Election of Officers and Directors shall be held on the last day of the Society’s annual meeting. The Board of Directors may change the time of the election if special circumstances exist.

ARTICLE VIII
Meetings

Section 1; Annual

This meeting shall occur in conjunction with the Society’s annual conference. All business needing approval of the membership will be presented at this meeting. All annual reports will be presented. Installation of Officers and Directors will be held.

Section 2; Special

Special meetings of the Society may be called for a specific purpose only. No other business may be transacted at this meeting. Special meetings may be called by the President, a majority of the Board of Directors, or two-thirds of the membership. The membership must be given a one month advance notice before the meeting is convened.

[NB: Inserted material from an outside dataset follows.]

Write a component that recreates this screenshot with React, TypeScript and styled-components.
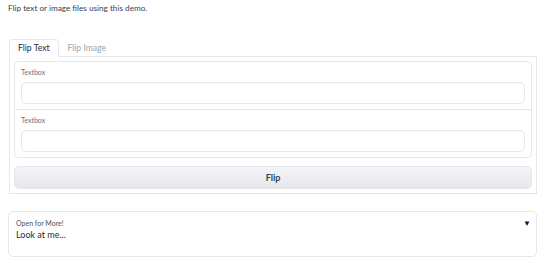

Section 3; Board of Directors

The Board will establish annual meetings. Board meetings should be held in conjunction with the Society’s annual. Special meeting dates for the Board, in lieu of or in addition to the above, shall be as decided by the Board.

ARTICLE IX

Amendments

Section 1: Procedure

The bylaws may be amended by a two-thirds majority vote of the Board of Directors.

Section 2: Requirement

Any proposal for amendments to the bylaws must be presented in writing to the Board of Directors 30 days prior to a regularly scheduled meeting. The Board of Directors must give notification of the vote on a proposed amendment at the beginning of a regularly scheduled meeting. The vote shall take place on the last day of regularly scheduled meeting.